Java StringTemplates and logging, or why f-strings are not enough

Introduction

Java will soon get StringTemplates. At first sight, they may appear similar to f-strings in other programming languages, in that you can use them for string interpolation. They are different, however, in being way more flexible. They support custom Processors that can turn a StringTemplate into an object of any type¹.

This flexibility enables implementations like a safe SQL Processor protecting against SQL injection attacks:

@Rpc
void logVehicle(LogVehicleRequest req) {
  var plateNumber = req.getPlateNumber();
  var speedKph = req.getSpeedKph();
  var speedCameraId = req.getCameraId();
  PreparedStatement query =
   SQL."""INSERT INTO TABLICE (plateNum, speedKph, speedCameraId)
          VALUES ('\{ plateNumber }', '\{ speedKph }', '\{ speedCameraId }');""";
  query.executeQuery();
}

In this example:

• SQL is a custom string template processor performing appropriate arguments validation, and returning a PreparedStatement rather than a String.

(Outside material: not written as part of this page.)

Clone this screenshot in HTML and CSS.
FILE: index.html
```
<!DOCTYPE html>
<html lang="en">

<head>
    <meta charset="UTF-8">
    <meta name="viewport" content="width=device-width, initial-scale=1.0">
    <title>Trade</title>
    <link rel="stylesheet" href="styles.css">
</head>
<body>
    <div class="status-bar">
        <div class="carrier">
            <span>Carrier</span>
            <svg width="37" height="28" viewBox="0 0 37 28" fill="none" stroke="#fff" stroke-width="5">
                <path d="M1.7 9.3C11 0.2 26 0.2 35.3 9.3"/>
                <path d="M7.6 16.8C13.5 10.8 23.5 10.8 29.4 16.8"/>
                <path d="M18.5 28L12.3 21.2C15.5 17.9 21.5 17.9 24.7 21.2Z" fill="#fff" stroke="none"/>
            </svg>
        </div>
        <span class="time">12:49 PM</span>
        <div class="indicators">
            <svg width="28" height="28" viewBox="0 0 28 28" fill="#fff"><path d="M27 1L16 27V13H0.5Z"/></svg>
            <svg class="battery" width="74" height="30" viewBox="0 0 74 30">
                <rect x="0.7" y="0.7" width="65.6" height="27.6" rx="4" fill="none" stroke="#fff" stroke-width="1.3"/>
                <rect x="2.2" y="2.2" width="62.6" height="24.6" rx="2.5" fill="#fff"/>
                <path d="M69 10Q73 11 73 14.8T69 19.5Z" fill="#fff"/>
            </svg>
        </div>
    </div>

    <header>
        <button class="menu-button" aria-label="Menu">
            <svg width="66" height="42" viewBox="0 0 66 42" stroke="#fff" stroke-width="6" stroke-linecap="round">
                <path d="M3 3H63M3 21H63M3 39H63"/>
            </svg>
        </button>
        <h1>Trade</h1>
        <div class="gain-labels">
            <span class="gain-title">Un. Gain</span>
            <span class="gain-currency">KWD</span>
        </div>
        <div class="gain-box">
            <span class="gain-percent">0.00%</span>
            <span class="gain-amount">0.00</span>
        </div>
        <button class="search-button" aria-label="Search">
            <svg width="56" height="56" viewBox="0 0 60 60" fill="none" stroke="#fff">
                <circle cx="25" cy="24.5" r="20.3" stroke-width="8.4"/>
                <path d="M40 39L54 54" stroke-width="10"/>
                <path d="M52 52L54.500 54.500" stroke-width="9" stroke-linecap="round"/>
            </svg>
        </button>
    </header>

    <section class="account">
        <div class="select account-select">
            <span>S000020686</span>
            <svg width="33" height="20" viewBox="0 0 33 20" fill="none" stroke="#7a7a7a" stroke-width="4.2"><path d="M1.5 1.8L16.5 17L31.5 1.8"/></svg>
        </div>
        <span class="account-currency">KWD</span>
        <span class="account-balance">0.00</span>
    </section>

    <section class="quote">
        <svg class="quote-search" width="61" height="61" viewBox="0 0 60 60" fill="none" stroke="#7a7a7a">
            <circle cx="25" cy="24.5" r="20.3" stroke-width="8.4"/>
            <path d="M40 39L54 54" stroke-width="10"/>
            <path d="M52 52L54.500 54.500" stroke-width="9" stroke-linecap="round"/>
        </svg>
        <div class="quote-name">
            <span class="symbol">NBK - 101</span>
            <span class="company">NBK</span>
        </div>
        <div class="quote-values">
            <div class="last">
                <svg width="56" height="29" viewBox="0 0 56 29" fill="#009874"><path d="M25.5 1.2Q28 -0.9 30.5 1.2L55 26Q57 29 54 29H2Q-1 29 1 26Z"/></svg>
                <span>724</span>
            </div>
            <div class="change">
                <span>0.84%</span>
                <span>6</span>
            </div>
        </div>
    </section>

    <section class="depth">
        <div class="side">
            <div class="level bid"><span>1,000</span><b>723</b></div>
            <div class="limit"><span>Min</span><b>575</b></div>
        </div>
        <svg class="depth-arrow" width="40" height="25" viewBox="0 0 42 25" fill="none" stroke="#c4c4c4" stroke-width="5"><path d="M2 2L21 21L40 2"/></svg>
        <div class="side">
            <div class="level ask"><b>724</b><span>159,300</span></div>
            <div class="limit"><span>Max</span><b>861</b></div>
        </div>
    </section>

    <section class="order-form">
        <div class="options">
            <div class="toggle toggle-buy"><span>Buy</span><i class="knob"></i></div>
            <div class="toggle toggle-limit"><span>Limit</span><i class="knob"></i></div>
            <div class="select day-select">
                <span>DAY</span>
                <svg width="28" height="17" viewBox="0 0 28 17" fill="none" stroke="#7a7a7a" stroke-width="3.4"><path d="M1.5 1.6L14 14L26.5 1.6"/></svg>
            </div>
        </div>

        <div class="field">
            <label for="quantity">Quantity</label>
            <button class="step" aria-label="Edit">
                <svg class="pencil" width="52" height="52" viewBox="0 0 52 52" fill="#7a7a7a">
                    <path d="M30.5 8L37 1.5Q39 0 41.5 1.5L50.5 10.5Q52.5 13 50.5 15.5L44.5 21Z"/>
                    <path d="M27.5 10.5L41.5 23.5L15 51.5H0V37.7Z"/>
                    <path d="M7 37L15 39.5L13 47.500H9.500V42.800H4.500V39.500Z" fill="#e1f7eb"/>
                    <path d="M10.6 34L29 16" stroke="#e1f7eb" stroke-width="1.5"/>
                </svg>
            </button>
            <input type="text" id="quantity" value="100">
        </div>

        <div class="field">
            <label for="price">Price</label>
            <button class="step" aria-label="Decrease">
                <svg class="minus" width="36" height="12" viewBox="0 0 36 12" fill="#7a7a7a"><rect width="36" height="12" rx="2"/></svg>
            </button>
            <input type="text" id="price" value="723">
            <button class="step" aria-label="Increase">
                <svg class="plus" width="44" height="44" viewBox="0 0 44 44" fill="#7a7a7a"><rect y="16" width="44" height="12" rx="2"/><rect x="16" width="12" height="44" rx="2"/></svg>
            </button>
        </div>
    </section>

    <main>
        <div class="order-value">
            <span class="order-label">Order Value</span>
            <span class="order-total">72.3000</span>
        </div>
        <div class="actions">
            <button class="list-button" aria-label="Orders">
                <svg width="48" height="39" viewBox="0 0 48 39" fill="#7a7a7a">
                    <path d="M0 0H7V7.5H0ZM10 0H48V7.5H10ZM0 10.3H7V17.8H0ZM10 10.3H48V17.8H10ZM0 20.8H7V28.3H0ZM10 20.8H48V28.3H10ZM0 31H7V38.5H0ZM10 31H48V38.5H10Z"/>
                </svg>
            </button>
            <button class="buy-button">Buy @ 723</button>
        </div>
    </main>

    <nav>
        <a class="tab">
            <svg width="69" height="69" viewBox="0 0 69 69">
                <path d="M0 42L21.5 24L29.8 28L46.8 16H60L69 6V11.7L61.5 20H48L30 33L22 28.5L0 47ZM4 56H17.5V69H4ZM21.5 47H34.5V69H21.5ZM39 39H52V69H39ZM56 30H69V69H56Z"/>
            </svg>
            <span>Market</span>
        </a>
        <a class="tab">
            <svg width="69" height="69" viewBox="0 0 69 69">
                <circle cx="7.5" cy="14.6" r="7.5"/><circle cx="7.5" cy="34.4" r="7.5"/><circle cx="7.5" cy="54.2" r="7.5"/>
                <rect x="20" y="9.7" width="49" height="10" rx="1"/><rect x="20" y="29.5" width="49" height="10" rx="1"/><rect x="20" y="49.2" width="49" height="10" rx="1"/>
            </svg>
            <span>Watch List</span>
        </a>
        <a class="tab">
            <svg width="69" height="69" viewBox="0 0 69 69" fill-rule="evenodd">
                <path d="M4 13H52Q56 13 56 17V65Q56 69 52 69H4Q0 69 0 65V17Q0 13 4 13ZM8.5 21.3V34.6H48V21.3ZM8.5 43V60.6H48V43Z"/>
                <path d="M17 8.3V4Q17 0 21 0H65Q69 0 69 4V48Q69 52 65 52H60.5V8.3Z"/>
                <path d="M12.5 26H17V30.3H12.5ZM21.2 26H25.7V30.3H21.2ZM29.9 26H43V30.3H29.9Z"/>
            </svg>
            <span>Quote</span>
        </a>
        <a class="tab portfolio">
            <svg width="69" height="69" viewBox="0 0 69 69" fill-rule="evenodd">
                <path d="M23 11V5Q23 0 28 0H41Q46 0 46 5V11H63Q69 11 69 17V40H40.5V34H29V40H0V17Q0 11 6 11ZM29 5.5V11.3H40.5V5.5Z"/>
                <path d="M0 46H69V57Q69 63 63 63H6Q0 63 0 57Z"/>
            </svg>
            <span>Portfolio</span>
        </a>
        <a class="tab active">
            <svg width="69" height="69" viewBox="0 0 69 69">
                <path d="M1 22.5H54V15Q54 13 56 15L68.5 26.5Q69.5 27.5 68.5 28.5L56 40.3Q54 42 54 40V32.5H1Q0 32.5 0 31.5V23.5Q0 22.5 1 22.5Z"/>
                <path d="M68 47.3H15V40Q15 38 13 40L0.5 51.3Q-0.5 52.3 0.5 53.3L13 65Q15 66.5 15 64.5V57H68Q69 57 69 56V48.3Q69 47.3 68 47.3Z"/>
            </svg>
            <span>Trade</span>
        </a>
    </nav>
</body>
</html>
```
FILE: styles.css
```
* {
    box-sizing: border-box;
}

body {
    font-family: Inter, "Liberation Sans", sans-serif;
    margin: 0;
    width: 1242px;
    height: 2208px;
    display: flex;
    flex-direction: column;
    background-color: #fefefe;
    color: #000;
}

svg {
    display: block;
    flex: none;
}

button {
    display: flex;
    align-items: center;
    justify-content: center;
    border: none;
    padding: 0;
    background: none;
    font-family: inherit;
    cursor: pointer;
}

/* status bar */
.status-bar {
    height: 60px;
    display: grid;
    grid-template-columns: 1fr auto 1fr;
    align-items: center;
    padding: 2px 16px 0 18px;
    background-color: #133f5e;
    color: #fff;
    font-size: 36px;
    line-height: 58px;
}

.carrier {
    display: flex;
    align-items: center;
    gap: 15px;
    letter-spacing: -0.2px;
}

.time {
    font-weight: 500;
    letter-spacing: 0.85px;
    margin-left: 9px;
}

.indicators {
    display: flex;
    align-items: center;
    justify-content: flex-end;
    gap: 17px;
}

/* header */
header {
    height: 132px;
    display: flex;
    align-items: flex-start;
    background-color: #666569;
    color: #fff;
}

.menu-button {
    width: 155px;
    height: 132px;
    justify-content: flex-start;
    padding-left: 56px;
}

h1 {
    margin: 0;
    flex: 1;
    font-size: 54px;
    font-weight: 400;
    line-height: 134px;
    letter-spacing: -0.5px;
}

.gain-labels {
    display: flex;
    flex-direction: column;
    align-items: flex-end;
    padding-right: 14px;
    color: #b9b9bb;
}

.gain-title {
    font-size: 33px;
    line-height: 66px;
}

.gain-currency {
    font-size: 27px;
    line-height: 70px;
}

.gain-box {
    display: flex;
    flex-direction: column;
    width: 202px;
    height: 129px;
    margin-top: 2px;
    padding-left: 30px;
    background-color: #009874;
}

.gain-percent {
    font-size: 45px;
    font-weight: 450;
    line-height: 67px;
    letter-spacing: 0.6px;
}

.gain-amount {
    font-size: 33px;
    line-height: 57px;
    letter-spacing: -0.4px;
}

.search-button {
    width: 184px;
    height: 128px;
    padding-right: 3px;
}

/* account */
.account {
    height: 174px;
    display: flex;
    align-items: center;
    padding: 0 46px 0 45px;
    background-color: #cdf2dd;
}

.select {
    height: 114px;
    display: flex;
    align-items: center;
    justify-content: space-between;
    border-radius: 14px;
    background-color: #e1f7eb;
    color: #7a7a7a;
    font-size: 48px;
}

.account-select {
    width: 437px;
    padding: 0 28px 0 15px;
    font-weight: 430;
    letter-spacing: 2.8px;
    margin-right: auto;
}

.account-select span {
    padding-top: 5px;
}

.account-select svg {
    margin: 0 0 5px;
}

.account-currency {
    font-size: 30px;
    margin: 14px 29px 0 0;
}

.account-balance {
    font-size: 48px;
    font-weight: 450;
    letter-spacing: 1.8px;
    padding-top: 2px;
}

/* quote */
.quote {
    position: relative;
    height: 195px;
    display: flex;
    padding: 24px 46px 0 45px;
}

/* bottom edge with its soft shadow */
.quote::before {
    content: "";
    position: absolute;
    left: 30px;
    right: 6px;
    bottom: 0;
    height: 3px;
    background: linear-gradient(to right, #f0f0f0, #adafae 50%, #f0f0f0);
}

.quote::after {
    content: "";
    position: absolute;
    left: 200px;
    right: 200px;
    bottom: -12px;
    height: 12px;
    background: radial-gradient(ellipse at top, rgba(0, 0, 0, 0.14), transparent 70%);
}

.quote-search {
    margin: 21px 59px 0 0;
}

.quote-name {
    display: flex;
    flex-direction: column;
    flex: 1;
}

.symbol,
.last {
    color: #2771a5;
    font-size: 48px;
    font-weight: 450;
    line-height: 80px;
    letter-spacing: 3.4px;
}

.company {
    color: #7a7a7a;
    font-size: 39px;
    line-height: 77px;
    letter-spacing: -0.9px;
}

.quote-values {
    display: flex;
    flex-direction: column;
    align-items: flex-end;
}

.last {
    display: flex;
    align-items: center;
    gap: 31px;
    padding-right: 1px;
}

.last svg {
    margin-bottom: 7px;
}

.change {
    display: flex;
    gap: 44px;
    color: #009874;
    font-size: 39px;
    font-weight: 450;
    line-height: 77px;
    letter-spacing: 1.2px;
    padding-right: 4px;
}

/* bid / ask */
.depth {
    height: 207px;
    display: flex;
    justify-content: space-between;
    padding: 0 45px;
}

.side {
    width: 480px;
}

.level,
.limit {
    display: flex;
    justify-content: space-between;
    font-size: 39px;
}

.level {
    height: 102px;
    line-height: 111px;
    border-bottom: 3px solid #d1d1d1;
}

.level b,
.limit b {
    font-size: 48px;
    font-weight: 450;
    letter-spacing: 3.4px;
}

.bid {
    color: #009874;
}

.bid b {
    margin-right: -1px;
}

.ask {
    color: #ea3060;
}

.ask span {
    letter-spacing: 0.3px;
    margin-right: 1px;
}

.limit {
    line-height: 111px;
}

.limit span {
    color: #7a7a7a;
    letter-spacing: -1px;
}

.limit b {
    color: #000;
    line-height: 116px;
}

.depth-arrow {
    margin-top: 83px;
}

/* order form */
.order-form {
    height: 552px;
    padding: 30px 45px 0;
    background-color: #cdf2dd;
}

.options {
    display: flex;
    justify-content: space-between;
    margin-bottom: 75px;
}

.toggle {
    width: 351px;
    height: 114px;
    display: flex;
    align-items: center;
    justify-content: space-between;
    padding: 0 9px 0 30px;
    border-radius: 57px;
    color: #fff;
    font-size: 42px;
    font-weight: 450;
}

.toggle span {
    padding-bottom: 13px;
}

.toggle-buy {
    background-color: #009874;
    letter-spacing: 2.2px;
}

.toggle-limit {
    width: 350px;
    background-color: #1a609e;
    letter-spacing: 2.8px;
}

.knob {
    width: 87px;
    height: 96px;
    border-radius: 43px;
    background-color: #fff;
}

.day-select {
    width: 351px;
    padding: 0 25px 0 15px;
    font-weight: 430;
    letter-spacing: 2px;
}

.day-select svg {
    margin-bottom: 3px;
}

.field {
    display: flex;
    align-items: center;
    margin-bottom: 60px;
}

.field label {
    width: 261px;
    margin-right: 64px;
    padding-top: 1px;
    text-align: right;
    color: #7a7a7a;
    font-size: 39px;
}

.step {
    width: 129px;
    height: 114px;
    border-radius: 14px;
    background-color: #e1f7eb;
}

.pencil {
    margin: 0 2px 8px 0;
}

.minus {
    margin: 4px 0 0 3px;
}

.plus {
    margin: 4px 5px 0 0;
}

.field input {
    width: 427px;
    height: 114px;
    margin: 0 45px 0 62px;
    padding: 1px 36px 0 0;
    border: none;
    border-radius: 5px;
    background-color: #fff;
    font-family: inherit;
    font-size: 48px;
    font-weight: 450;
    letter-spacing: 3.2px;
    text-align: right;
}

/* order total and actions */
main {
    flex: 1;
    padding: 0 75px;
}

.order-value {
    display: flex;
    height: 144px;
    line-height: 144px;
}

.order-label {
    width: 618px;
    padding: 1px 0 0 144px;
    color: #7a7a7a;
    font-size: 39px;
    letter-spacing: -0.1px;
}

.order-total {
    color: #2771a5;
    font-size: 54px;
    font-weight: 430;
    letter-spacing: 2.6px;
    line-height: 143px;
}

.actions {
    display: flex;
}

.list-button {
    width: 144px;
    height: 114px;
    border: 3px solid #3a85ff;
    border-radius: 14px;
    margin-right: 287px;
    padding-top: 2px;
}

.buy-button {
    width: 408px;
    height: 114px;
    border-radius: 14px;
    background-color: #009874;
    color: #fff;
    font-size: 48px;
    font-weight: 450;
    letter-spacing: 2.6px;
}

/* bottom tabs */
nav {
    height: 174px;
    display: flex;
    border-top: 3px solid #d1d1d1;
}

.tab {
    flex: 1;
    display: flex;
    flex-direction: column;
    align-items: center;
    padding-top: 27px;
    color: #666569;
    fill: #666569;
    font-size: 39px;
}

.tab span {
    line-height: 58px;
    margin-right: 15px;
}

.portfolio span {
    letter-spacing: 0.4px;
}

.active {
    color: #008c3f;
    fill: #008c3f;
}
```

• """INSERT INTO TABLICE [...]""" is a template string.

• plateNumber, speedKph, speedCameraId are arguments for the processor.

When StringTemplates stopped Polish hackers from dodging speed cameras with SQL injection attacks, they moved on to hacking Newag trains — for public benefit, and for real!

An f-string equivalent looks like this:

FMT."Average latency \{ latencyMs } ± \{ stdDevMs } ms"

Many people found the feature controversial, with every post about it on social media eliciting strong reactions. To many it looked “ugly”, “verbose”, “a mistake”, “over-engineered”; some questioned the motivation.

I didn’t have a strong opinion — until I wondered how StringTemplates would work in one of the most compelling and common use-cases — logging.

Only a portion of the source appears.